Your copy of the material below should match it exactly, except that it holds no pictures.
..............................
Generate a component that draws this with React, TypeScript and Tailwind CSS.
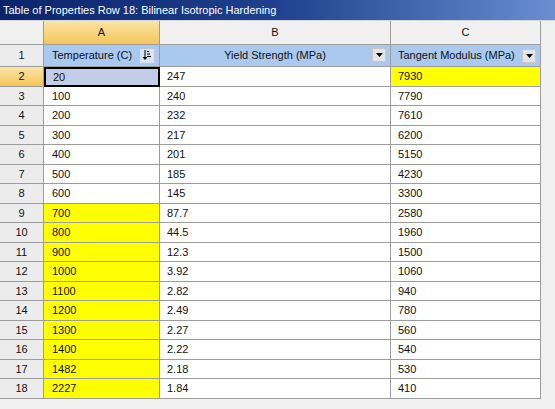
import type { ReactNode } from "react";

type Row = { n: number; temp: string; yieldS: string; tangent: string; hiA?: boolean; hiC?: boolean };

const ROWS: Row[] = [
  { n: 2, temp: "20", yieldS: "247", tangent: "7930", hiC: true },
  { n: 3, temp: "100", yieldS: "240", tangent: "7790" },
  { n: 4, temp: "200", yieldS: "232", tangent: "7610" },
  { n: 5, temp: "300", yieldS: "217", tangent: "6200" },
  { n: 6, temp: "400", yieldS: "201", tangent: "5150" },
  { n: 7, temp: "500", yieldS: "185", tangent: "4230" },
  { n: 8, temp: "600", yieldS: "145", tangent: "3300" },
  { n: 9, temp: "700", yieldS: "87.7", tangent: "2580", hiA: true },
  { n: 10, temp: "800", yieldS: "44.5", tangent: "1960", hiA: true },
  { n: 11, temp: "900", yieldS: "12.3", tangent: "1500", hiA: true },
  { n: 12, temp: "1000", yieldS: "3.92", tangent: "1060", hiA: true },
  { n: 13, temp: "1100", yieldS: "2.82", tangent: "940", hiA: true },
  { n: 14, temp: "1200", yieldS: "2.49", tangent: "780", hiA: true },
  { n: 15, temp: "1300", yieldS: "2.27", tangent: "560", hiA: true },
  { n: 16, temp: "1400", yieldS: "2.22", tangent: "540", hiA: true },
  { n: 17, temp: "1482", yieldS: "2.18", tangent: "530", hiA: true },
  { n: 18, temp: "2227", yieldS: "1.84", tangent: "410", hiA: true },
];

function DropButton() {
  return (
    <span className="flex h-[14px] w-[14px] items-center justify-center border border-[#c8c8c8] bg-[#e4e4e4]">
      <svg width="7" height="4" viewBox="0 0 7 4">
        <path d="M0 0h7L3.5 4z" fill="#000" />
      </svg>
    </span>
  );
}

function SortButton() {
  return (
    <span className="flex h-[16px] w-[16px] items-center justify-center border border-[#bcc8d8] bg-[#d8e4f2]">
      <svg width="10" height="11" viewBox="0 0 10 11">
        <path d="M3 0v7" stroke="#000" strokeWidth="1" />
        <path d="M0.5 7h5L3 10z" fill="#000" />
        <path d="M5 1.5h2M5 4h3M5 6.5h4" stroke="#000" strokeWidth="1" />
      </svg>
    </span>
  );
}

function Cell({ className, children }: { className: string; children?: ReactNode }) {
  return <div className={`flex items-center border-r border-b border-[#9c9c9c] ${className}`}>{children}</div>;
}

export default function App() {
  return (
    <div
      className="h-[409px] w-[555px] overflow-hidden bg-[#f0f0f0] text-[11px] text-[#111]"
      style={{ fontFamily: '"Liberation Sans", Arial, sans-serif' }}
    >
      <div className="flex h-[20px] items-center bg-gradient-to-r from-[#0a246a] via-[#1f418e] to-[#6a8ed0] pl-[3px] text-[11px] text-white">
        Table of Properties Row 18: Bilinear Isotropic Hardening
      </div>
      <div className="h-[1px] bg-[#d8d8d8]" />

      <div className="w-[541px]">
        {/* column letters */}
        <div className="flex h-[24px]">
          <Cell className="w-[44px] bg-[#f0f0f0]" />
          <Cell className="w-[116px] justify-center bg-gradient-to-b from-[#fbe4a4] to-[#f4c656]">A</Cell>
          <Cell className="w-[231px] justify-center bg-[#f0f0f0]">B</Cell>
          <Cell className="w-[150px] justify-center bg-[#f0f0f0]">C</Cell>
        </div>

        {/* row 1: names */}
        <div className="flex h-[22px]">
          <Cell className="w-[44px] justify-center bg-[#ececec]">1</Cell>
          <Cell className="w-[116px] justify-between bg-[#a9c9ef] pr-[4px] pl-[8px]">
            <span>Temperature (C)</span>
            <SortButton />
          </Cell>
          <Cell className="relative w-[231px] justify-center bg-[#a9c9ef]">
            <span>Yield Strength (MPa)</span>
            <span className="absolute top-[3px] right-[4px]">
              <DropButton />
            </span>
          </Cell>
          <Cell className="w-[150px] justify-between bg-[#a9c9ef] pr-[4px] pl-[7px]">
            <span>Tangent Modulus (MPa)</span>
            <DropButton />
          </Cell>
        </div>

        {ROWS.map((r) => (
          <div key={r.n} className={`flex ${r.n % 2 === 0 ? "h-[20px]" : "h-[19px]"}`}>
            <Cell
              className={`w-[44px] justify-center ${
                r.n === 2 ? "bg-gradient-to-b from-[#fbe4a4] to-[#f4c656]" : "bg-[#ececec]"
              }`}
            >
              {r.n}
            </Cell>
            {r.n === 2 ? (
              <div className="flex w-[116px] items-center border-2 border-black bg-[#c4cde8] pl-[7px]">{r.temp}</div>
            ) : (
              <Cell className={`w-[116px] pl-[8px] ${r.hiA ? "bg-[#ffff00]" : "bg-white"}`}>{r.temp}</Cell>
            )}
            <Cell className="w-[231px] bg-white pl-[7px]">{r.yieldS}</Cell>
            <Cell className={`w-[150px] pl-[7px] ${r.hiC ? "bg-[#ffff00]" : "bg-white"}`}>{r.tangent}</Cell>
          </div>
        ))}
      </div>
    </div>
  );
}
..............................
§ Finished exercise
Generate a component that draws this with React, TypeScript and Tailwind CSS.
import type { ReactNode } from "react";

type Row = { n: number; temp: string; yieldS: string; tangent: string; hiA?: boolean; hiC?: boolean };

const ROWS: Row[] = [
  { n: 2, temp: "20", yieldS: "247", tangent: "7930", hiC: true },
  { n: 3, temp: "100", yieldS: "240", tangent: "7790" },
  { n: 4, temp: "200", yieldS: "232", tangent: "7610" },
  { n: 5, temp: "300", yieldS: "217", tangent: "6200" },
  { n: 6, temp: "400", yieldS: "201", tangent: "5150" },
  { n: 7, temp: "500", yieldS: "185", tangent: "4230" },
  { n: 8, temp: "600", yieldS: "145", tangent: "3300" },
  { n: 9, temp: "700", yieldS: "87.7", tangent: "2580", hiA: true },
  { n: 10, temp: "800", yieldS: "44.5", tangent: "1960", hiA: true },
  { n: 11, temp: "900", yieldS: "12.3", tangent: "1500", hiA: true },
  { n: 12, temp: "1000", yieldS: "3.92", tangent: "1060", hiA: true },
  { n: 13, temp: "1100", yieldS: "2.82", tangent: "940", hiA: true },
  { n: 14, temp: "1200", yieldS: "2.49", tangent: "780", hiA: true },
  { n: 15, temp: "1300", yieldS: "2.27", tangent: "560", hiA: true },
  { n: 16, temp: "1400", yieldS: "2.22", tangent: "540", hiA: true },
  { n: 17, temp: "1482", yieldS: "2.18", tangent: "530", hiA: true },
  { n: 18, temp: "2227", yieldS: "1.84", tangent: "410", hiA: true },
];

function DropButton() {
  return (
    <span className="flex h-[14px] w-[14px] items-center justify-center border border-[#c8c8c8] bg-[#e4e4e4]">
      <svg width="7" height="4" viewBox="0 0 7 4">
        <path d="M0 0h7L3.5 4z" fill="#000" />
      </svg>
    </span>
  );
}

function SortButton() {
  return (
    <span className="flex h-[16px] w-[16px] items-center justify-center border border-[#bcc8d8] bg-[#d8e4f2]">
      <svg width="10" height="11" viewBox="0 0 10 11">
        <path d="M3 0v7" stroke="#000" strokeWidth="1" />
        <path d="M0.5 7h5L3 10z" fill="#000" />
        <path d="M5 1.5h2M5 4h3M5 6.5h4" stroke="#000" strokeWidth="1" />
      </svg>
    </span>
  );
}

function Cell({ className, children }: { className: string; children?: ReactNode }) {
  return <div className={`flex items-center border-r border-b border-[#9c9c9c] ${className}`}>{children}</div>;
}

export default function App() {
  return (
    <div
      className="h-[409px] w-[555px] overflow-hidden bg-[#f0f0f0] text-[11px] text-[#111]"
      style={{ fontFamily: '"Liberation Sans", Arial, sans-serif' }}
    >
      <div className="flex h-[20px] items-center bg-gradient-to-r from-[#0a246a] via-[#1f418e] to-[#6a8ed0] pl-[3px] text-[11px] text-white">
        Table of Properties Row 18: Bilinear Isotropic Hardening
      </div>
      <div className="h-[1px] bg-[#d8d8d8]" />

      <div className="w-[541px]">
        {/* column letters */}
        <div className="flex h-[24px]">
          <Cell className="w-[44px] bg-[#f0f0f0]" />
          <Cell className="w-[116px] justify-center bg-gradient-to-b from-[#fbe4a4] to-[#f4c656]">A</Cell>
          <Cell className="w-[231px] justify-center bg-[#f0f0f0]">B</Cell>
          <Cell className="w-[150px] justify-center bg-[#f0f0f0]">C</Cell>
        </div>

        {/* row 1: names */}
        <div className="flex h-[22px]">
          <Cell className="w-[44px] justify-center bg-[#ececec]">1</Cell>
          <Cell className="w-[116px] justify-between bg-[#a9c9ef] pr-[4px] pl-[8px]">
            <span>Temperature (C)</span>
            <SortButton />
          </Cell>
          <Cell className="relative w-[231px] justify-center bg-[#a9c9ef]">
            <span>Yield Strength (MPa)</span>
            <span className="absolute top-[3px] right-[4px]">
              <DropButton />
            </span>
          </Cell>
          <Cell className="w-[150px] justify-between bg-[#a9c9ef] pr-[4px] pl-[7px]">
            <span>Tangent Modulus (MPa)</span>
            <DropButton />
          </Cell>
        </div>

        {ROWS.map((r) => (
          <div key={r.n} className={`flex ${r.n % 2 === 0 ? "h-[20px]" : "h-[19px]"}`}>
            <Cell
              className={`w-[44px] justify-center ${
                r.n === 2 ? "bg-gradient-to-b from-[#fbe4a4] to-[#f4c656]" : "bg-[#ececec]"
              }`}
            >
              {r.n}
            </Cell>
            {r.n === 2 ? (
              <div className="flex w-[116px] items-center border-2 border-black bg-[#c4cde8] pl-[7px]">{r.temp}</div>
            ) : (
              <Cell className={`w-[116px] pl-[8px] ${r.hiA ? "bg-[#ffff00]" : "bg-white"}`}>{r.temp}</Cell>
            )}
            <Cell className="w-[231px] bg-white pl-[7px]">{r.yieldS}</Cell>
            <Cell className={`w-[150px] pl-[7px] ${r.hiC ? "bg-[#ffff00]" : "bg-white"}`}>{r.tangent}</Cell>
          </div>
        ))}
      </div>
    </div>
  );
}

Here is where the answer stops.